Love puts us in our place

Published 3:37 pm Friday, February 22, 2019

By Nathan Decker

True love develops after you’ve gone through many ups and downs, when you’ve suffered together, cried together, laughed together.”

– Ricardo Montalban, Mexican Actor

There is a moment in a relationship when you know that it has gone from puppy love to serious love. When he tells you that you have something in your teeth, or when she tells you that you need to blow your nose. When she tells you that you are not Tom Selleck or Sam Elliot no matter how good you think your mustache is. When he answers honestly about how you look in an outfit because it is not as slimming as you think it is. Love is not just butterflies and happy moments. Love lifts us up where we belong as well as puts us in our place.

Love doesn’t ignore reality. Angie and her husband were going through a rough time. Her husband admitted to her he had been having an affair. The news threw her life into a tailspin. She began trying to do anything new to spice up their love life. One of the ways she did this was by changing her hair color. I don’t think she realized she was changing it as often as she was. One Sunday, little Cody came up to her. Cody was 4 years old, and he had a 4-year-old’s vision of the world, where you can honestly say anything because you haven’t learned how to be tactful.
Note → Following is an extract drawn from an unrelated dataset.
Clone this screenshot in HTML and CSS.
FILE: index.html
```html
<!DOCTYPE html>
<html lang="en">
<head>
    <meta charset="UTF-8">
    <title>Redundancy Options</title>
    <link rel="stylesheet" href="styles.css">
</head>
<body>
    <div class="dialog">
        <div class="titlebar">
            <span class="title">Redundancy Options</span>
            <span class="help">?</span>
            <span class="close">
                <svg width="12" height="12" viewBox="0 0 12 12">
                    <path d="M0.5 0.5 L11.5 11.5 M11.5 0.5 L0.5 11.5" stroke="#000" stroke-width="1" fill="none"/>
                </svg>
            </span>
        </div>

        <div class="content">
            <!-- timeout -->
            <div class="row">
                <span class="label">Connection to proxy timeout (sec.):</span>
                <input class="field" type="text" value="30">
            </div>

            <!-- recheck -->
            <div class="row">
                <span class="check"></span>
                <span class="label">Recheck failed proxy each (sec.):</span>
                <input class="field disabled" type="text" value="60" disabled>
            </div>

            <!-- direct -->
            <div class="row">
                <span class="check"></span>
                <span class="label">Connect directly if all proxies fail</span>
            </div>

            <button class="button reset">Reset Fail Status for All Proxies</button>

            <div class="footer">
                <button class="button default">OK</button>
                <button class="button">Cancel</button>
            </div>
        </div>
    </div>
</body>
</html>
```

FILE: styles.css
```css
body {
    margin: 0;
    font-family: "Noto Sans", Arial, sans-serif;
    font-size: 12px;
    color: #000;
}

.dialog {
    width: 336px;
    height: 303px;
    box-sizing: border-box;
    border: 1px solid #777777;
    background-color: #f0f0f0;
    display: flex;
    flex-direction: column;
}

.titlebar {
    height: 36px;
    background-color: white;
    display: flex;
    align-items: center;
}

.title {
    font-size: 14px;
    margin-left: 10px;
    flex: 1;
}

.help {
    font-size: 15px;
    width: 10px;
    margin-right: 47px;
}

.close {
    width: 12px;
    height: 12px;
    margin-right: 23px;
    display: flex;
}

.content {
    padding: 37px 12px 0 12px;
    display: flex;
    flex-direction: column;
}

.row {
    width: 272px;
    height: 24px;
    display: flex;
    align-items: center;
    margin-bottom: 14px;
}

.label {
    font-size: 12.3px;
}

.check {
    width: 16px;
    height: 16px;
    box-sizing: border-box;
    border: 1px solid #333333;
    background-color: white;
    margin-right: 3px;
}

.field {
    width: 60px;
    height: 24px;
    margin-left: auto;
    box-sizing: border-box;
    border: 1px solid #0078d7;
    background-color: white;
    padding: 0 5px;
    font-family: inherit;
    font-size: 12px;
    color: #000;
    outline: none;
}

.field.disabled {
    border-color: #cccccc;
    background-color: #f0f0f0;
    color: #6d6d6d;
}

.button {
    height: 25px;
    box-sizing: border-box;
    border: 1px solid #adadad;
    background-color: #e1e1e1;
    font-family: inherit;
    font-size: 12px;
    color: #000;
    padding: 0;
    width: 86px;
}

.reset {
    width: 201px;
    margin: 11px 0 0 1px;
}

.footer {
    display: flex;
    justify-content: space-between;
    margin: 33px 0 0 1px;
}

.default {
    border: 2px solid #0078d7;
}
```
“What color is your hair going to be next week?” he innocently asked. Angie broke down in tears. She knelt beside Cody and said, “I don’t know, but you know what … you’ve made me realize it doesn’t matter. He isn’t going to love me no matter what my hair color is.”

Jesus said that the Kingdom of God belongs to children. Children see the world as real. Children ask questions. Children point out inconsistency. When we don’t see the world as it is, we can’t see the world as it can be. Love sees the world as it is and as it could be. No matter how bleak. No matter how painful. Love is honest. Love sees the world and shows us the Kingdom vision.

When we sing “Jesus loves me,” we affirm not only that Christ cares for us as people, but we are also saying Jesus loves us enough to encourage us to move from bad to good or good to better. We, as the church, have long tolerated hypocrisy and inconsistent faith. When we judge outsiders while protecting insiders, people notice. When members get special treatment, the unchurched leave knowing we don’t really care about people, just some people. When the church becomes more interested with propping up the past rather than boldly venturing into the future — we are no longer the church. Like children, the church calls a spade a spade in love. Like Jesus, the church strives for a consistent message of love.

Church, Christ offers us a choice. Are we going to give love a bad name? When people enter to worship, will they be going to chapel of love? When the world asks, “What’s love got to do with it?” how will we answer? My hope, my prayer, is that we will answer that we are “crazy in love” and “all you need is love.” After all, love is the message Jesus gave us to share. It’s what Jesus would do.

I’m convinced that nothing can separate us from God’s love in Christ Jesus our Lord: not death or life, not angels or rulers, not present things or future things, not powers or height or depth, or any other thing that is created.”